Picking a dataset - Githubissues

hackseq / 2017_project_5

Developing advanced R tutorials for genomic data analysis

https://hackseq.github.io/2017_project_5/

MIT License

1 stars 2 forks source link

Picking a dataset #3

Open BrunoGrandePhD opened 7 years ago

BrunoGrandePhD commented 7 years ago

I envisioned that we would pick a genomic dataset (or a set of related datasets) that we can all use so that the tutorials are consistent with one another. It then makes it easier to string the tutorials together as part of a longer workshop.

Who has ideas of good datasets that can be analyzed in different ways for each topic we end up selecting?

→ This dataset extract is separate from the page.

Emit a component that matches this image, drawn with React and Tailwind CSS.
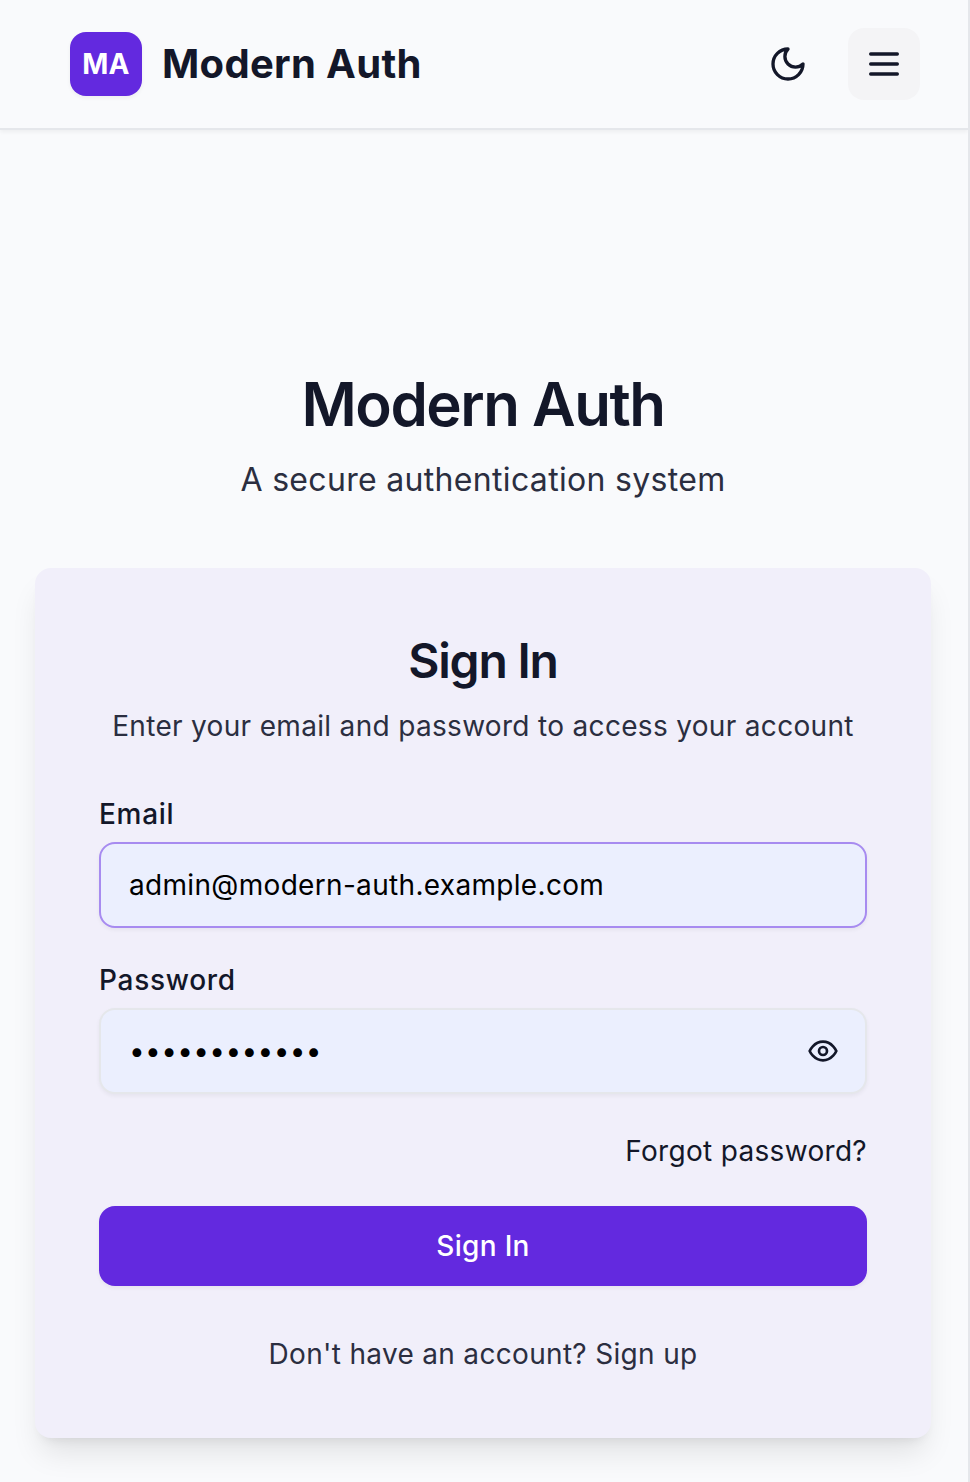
import React from "react";

function Icon({ size, children }) {
  return (
    <svg width={size} height={size} viewBox="0 0 24 24" fill="none" stroke="currentColor" strokeWidth="2" strokeLinecap="round" strokeLinejoin="round">
      {children}
    </svg>
  );
}

export default function App() {
  return (
    <div className="flex h-[1482px] w-[970px] flex-col overflow-hidden border-r-2 border-[#e5e7eb] bg-[#f9fafc] font-['Inter',sans-serif] tracking-[0.32px] text-[#131729]">
      <header className="flex h-[130px] shrink-0 items-center justify-between border-b-2 border-[#e5e7eb] pr-12 pl-[70px] shadow-[0_2px_4px_rgba(0,0,0,0.05)]">
        <div className="flex items-center gap-5">
          <div className="flex h-16 w-[72px] items-center justify-center rounded-2xl bg-[#6329df] text-[28px] font-bold text-white shadow-[0_2px_4px_rgba(0,0,0,0.05)]">MA</div>
          <span className="text-[40px] leading-none font-bold">Modern Auth</span>
        </div>
        <div className="flex items-center gap-6">
          <button className="flex size-[72px] items-center justify-center">
            <Icon size={40}><path d="M12 3a6 6 0 0 0 9 9 9 9 0 1 1-9-9Z" /></Icon>
          </button>
          <button className="flex size-[72px] items-center justify-center rounded-2xl bg-[#f4f4f6]">
            <Icon size={40}><path d="M4 6h16M4 12h16M4 18h16" /></Icon>
          </button>
        </div>
      </header>
      <main className="flex flex-col pr-[37px] pl-[35px] pt-[238px]">
        <h1 className="w-[896px] text-center text-[60px] leading-[72px] font-semibold tracking-[-1.5px]">Modern Auth</h1>
        <p className="mt-4 w-[896px] text-center text-[32px] leading-[48px] text-[#2b2e40]">A secure authentication system</p>
        <section className="mt-16 flex h-[870px] w-[896px] flex-col rounded-2xl bg-[#f1effa] px-16 pt-16 shadow-[0_20px_30px_-6px_rgba(0,0,0,0.1),0_8px_12px_-8px_rgba(0,0,0,0.1)]">
          <h2 className="text-center text-[48px] leading-[58px] font-semibold tracking-[-1.2px]">Sign In</h2>
          <p className="mt-4 text-center text-[28px] leading-10 whitespace-nowrap text-[#2b2e40]">Enter your email and password to access your account</p>
          <label className="mt-12 text-[28px] leading-10 font-medium tracking-[0.7px]">Email</label>
          <div className="mt-2 flex h-[86px] items-center rounded-2xl border-2 border-[#a78bf0] bg-[#ebeffe] px-7 text-[28px] text-black shadow-[0_2px_4px_rgba(0,0,0,0.05)]">admin@modern-auth.example.com</div>
          <label className="mt-8 text-[28px] leading-10 font-medium tracking-[0.7px]">Password</label>
          <div className="mt-2 flex h-[86px] items-center justify-between rounded-2xl border-2 border-[#e5e7eb] bg-[#ebeffe] pr-[26px] pl-7 text-black shadow-[0_2px_4px_rgba(0,0,0,0.05)]">
            <span className="text-[28px]">••••••••••••</span>
            <span className="text-[#131729]">
              <Icon size={32}>
                <path d="M2 12s3-7 10-7 10 7 10 7-3 7-10 7-10-7-10-7Z" />
                <circle cx="12" cy="12" r="3" />
              </Icon>
            </span>
          </div>
          <a className="mt-[37px] self-end text-[28px] leading-10">Forgot password?</a>
          <button className="mt-[35px] h-20 rounded-2xl bg-[#6329df] text-[28px] font-medium text-white shadow-[0_2px_4px_rgba(0,0,0,0.05)]">Sign In</button>
          <p className="mt-12 text-center text-[28px] leading-10 text-[#2b2e40]">Don't have an account? Sign up</p>
        </section>
      </main>
    </div>
  );
}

privefl commented 7 years ago

I think 1000 Genomes is super standard.

zhenyisong commented 7 years ago

It depends on our story-line. We analyze for what?

BrunoGrandePhD commented 7 years ago

@privefl: I agree that 1000G is pretty standard. Another option is the Genome in a Bottle, but that's a single sample and doesn't allow any cohort studies.

@zhenyisong: I think it would be too hard to maintain a perfectly uniform storyline across all tutorials. I think the best we can do is pick a uniform dataset (e.g. 1000G data) and analyze it in different ways to cover the various topics we want to develop tutorials for.

privefl commented 7 years ago

What I just discovered: http://googlegenomics.readthedocs.io/en/latest/

privefl commented 7 years ago

1000 Cannabis Genomes Project ahah